Each CAR T-cell therapy is used for a specific type of cancer and group of people. Talk with your doctor about your cancer and the CAR T-cell options available to see if one is right for you. There are also several clinical trials for new CAR T-cell therapies. If you are interested in taking part in a clinical trial, talk with your doctor.

What are the possible side effects?

Side effects can vary depending on the specific drug you are taking.

CAR T-cell therapy may cause cytokine release syndrome (CRS). Cytokines are proteins involved in the immune response. They help boost the immune system as the new T-cells are finding and killing cancer cells. However, this can result in harmful side effects. Signs of CRS include:1-3

CAR T-cell therapy may also cause neurological issues, including:1-3

  • Changes in consciousness
  • Trouble understanding or producing speech
  • Confusion or hallucinations
  • Seizures
  • Shakiness or tremors
  • Trouble balancing

Leukapheresis may decrease calcium levels. Signs of low calcium include muscle spasms, twitching, or numbness. Tell your doctor if you have any of these symptoms.1-3

Some people have an allergic reaction to CAR T-cell therapy. It also may increase your risk for infection or bleeding. Your doctor will monitor you for these side effects.1-3

These are not all the possible side effects of CAR T-cell therapy. Talk to your doctor about what to expect or if you experience any changes that concern you during treatment with CAR T-cell therapy.

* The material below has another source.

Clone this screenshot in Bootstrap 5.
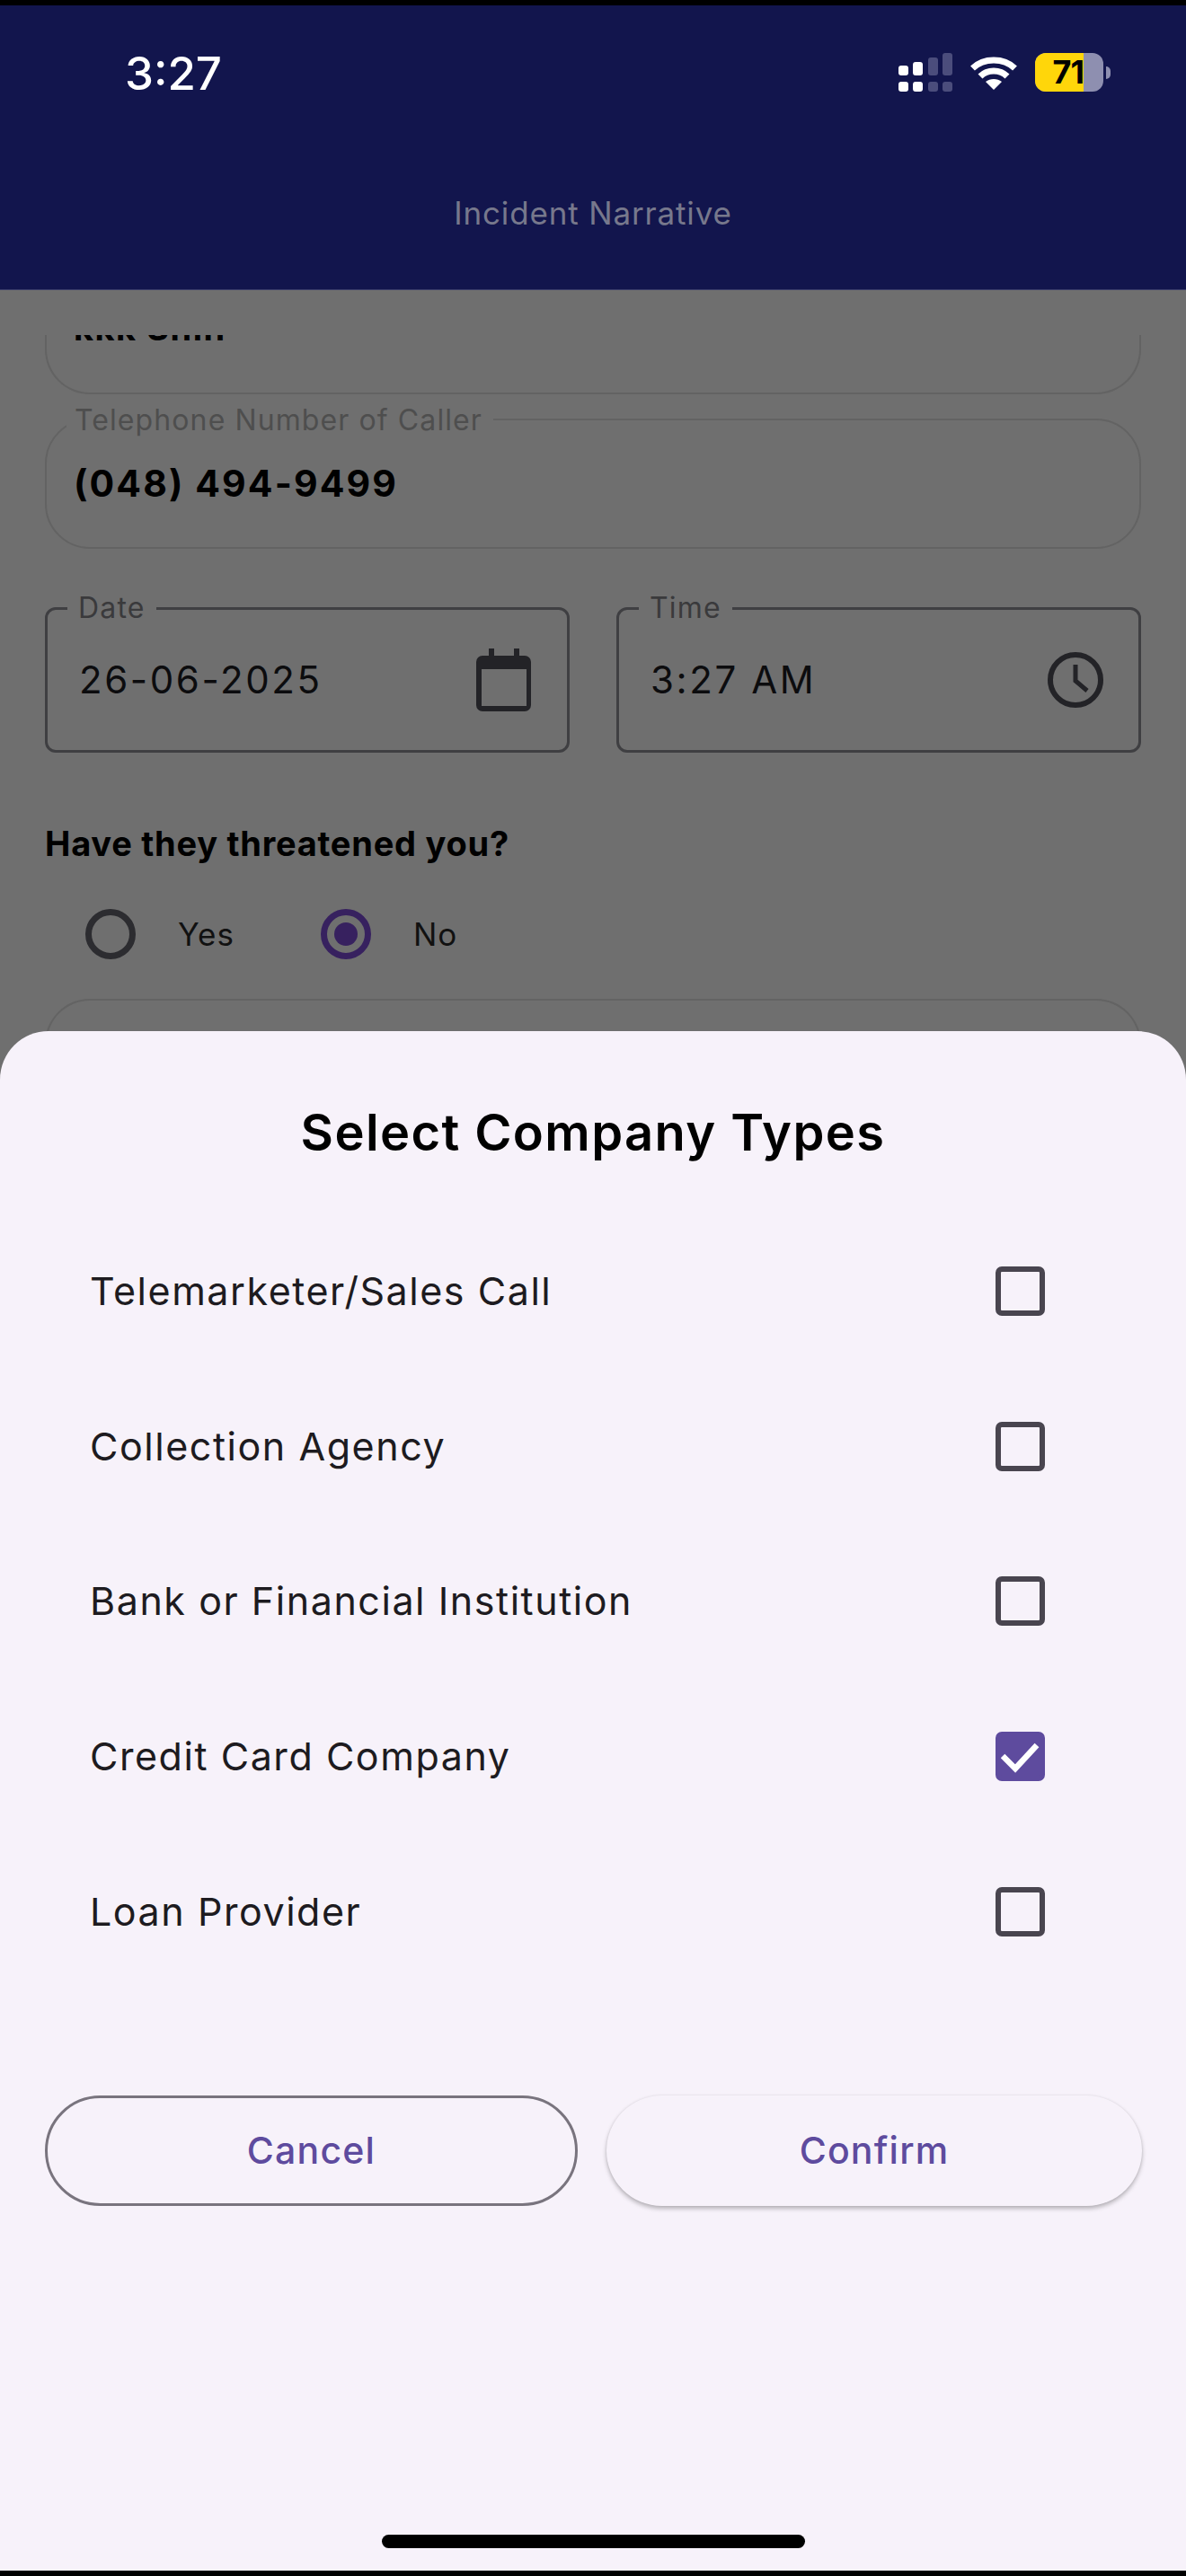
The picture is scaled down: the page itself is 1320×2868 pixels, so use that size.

Things to know about CAR T-cell therapy

CAR T-cell therapy is not available everywhere. Only certain cancer centers with experience in CAR T-cell therapy and/or access to clinical trials may be able to complete the process. Many people undergoing CAR T-cell therapy have to travel to a treatment location.2

CAR T-cell therapy can take several weeks to complete. You may need to stay near the hospital where your treatment was given for several weeks afterward. This is generally to monitor for serious side effects.2

Before beginning treatment for blood cancer, tell your doctor about all your health conditions and any other drugs, vitamins, or supplements you are taking. This includes over-the-counter drugs.